# [To be done]
Find all the lines with "React" and gather them.

# [Listing]
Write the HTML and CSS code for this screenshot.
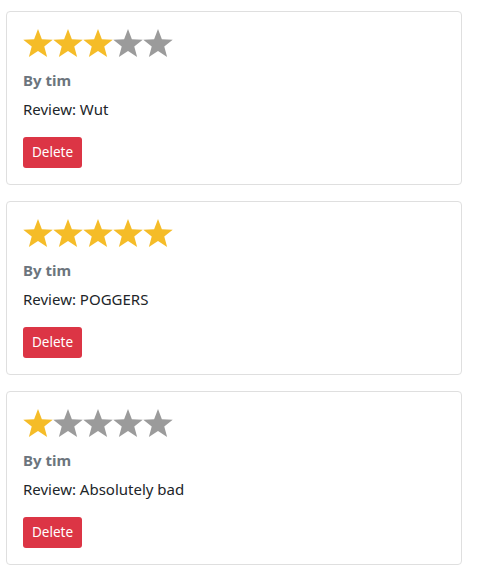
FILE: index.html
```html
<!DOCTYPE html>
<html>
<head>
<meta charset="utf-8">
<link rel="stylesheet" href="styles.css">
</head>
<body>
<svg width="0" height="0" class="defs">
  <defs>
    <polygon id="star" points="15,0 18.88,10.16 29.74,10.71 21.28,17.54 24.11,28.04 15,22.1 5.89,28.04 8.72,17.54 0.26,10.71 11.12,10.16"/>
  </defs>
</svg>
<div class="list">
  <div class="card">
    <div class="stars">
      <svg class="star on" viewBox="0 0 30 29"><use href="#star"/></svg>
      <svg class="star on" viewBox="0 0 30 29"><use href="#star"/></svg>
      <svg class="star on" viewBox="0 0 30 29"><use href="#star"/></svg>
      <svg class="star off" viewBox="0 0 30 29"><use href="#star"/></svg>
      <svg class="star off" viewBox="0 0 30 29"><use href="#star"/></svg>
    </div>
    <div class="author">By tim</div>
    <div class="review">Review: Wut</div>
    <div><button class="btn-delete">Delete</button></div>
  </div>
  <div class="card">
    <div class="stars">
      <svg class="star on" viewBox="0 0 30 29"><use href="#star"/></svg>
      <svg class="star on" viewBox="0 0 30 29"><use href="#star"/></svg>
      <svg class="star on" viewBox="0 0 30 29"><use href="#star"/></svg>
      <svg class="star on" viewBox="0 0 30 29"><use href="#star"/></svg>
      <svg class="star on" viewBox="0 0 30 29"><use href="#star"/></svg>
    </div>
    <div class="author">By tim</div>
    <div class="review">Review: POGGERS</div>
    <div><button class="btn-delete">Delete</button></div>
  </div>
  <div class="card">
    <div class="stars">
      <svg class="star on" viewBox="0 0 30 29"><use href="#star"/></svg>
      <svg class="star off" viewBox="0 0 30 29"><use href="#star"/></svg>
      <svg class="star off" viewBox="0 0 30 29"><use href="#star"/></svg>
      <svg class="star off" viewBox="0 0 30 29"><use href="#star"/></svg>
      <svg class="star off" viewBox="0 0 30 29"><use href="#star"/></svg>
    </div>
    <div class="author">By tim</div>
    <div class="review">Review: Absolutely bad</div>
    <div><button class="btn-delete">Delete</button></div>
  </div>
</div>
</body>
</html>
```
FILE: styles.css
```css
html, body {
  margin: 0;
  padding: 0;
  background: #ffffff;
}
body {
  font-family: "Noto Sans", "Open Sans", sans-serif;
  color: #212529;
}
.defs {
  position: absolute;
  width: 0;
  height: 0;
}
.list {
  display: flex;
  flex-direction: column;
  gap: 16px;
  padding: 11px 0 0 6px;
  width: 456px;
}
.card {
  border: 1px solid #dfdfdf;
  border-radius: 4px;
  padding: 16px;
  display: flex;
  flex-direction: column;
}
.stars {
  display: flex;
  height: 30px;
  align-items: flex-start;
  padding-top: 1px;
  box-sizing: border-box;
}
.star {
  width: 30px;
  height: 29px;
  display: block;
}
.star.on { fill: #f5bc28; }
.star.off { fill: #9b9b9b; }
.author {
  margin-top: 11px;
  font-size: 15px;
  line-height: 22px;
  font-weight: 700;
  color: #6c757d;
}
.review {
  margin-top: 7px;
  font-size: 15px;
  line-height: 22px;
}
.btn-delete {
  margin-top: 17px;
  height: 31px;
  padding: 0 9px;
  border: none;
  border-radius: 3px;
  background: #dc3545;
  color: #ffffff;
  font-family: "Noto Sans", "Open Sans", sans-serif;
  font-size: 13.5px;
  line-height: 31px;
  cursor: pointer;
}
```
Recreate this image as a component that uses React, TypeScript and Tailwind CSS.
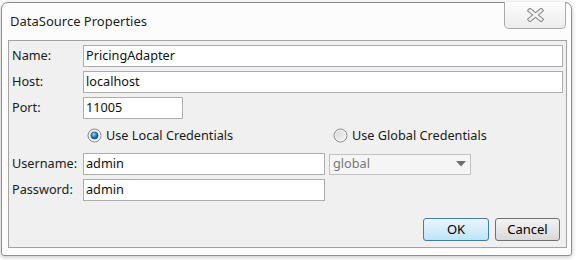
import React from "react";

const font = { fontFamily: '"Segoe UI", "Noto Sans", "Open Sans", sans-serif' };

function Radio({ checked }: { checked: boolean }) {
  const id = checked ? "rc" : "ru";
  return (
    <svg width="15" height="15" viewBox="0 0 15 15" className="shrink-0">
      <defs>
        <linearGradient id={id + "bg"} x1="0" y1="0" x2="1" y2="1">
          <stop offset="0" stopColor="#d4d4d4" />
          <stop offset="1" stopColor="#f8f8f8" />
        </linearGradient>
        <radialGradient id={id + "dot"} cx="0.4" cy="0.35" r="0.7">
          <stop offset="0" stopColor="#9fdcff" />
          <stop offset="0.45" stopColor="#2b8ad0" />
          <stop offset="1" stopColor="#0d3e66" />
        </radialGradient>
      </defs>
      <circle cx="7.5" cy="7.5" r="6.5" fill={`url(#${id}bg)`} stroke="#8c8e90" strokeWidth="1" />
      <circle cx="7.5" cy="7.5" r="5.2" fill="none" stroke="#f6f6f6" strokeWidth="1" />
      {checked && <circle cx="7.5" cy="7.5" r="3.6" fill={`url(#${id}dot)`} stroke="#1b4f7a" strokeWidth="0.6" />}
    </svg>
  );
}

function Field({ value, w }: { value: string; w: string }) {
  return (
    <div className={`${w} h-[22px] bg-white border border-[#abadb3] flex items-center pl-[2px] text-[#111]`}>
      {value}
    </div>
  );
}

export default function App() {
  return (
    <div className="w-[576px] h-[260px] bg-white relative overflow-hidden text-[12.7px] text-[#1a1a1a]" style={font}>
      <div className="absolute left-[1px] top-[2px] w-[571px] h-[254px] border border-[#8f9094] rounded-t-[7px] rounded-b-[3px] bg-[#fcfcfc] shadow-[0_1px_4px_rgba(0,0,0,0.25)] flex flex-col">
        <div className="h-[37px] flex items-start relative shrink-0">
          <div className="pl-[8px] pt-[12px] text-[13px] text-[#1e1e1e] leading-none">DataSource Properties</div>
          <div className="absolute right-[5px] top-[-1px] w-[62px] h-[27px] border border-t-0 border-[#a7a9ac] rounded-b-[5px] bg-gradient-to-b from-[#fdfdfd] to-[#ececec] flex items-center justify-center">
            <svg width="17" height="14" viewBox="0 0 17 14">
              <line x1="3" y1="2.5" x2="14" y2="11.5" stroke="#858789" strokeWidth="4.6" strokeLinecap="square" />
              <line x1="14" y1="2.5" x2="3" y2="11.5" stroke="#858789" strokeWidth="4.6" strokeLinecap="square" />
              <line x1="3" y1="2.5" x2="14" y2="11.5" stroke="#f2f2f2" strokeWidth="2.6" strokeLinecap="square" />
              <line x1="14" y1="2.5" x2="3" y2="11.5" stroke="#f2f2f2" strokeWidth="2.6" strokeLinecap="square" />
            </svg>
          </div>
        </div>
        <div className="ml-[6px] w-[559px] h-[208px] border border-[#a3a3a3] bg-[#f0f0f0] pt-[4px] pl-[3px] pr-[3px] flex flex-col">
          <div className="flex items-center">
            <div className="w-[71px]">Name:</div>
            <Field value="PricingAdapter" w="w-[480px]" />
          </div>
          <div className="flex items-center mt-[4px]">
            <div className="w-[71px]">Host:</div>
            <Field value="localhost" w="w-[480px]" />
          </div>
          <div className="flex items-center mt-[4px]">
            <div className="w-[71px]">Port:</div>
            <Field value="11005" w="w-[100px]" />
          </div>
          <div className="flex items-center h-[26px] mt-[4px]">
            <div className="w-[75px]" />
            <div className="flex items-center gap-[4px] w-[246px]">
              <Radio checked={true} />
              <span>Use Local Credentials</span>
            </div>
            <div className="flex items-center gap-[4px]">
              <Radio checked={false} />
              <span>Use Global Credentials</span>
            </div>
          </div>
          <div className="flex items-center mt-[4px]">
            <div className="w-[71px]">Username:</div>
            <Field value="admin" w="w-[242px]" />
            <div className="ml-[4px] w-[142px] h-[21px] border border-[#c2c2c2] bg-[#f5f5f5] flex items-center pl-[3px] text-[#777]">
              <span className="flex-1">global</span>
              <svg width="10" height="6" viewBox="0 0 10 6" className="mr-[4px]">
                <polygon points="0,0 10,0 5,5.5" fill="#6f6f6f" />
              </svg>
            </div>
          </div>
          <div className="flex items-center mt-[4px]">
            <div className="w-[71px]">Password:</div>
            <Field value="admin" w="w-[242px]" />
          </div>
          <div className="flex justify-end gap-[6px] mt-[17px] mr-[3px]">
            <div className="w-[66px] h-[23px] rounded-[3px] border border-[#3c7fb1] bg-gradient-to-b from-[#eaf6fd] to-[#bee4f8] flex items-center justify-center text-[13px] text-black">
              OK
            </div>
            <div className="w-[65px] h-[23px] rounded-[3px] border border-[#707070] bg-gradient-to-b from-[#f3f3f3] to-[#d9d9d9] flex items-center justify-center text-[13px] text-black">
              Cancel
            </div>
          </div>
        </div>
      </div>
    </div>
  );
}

# [Finished task]
Recreate this image as a component that uses React, TypeScript and Tailwind CSS.
import React from "react";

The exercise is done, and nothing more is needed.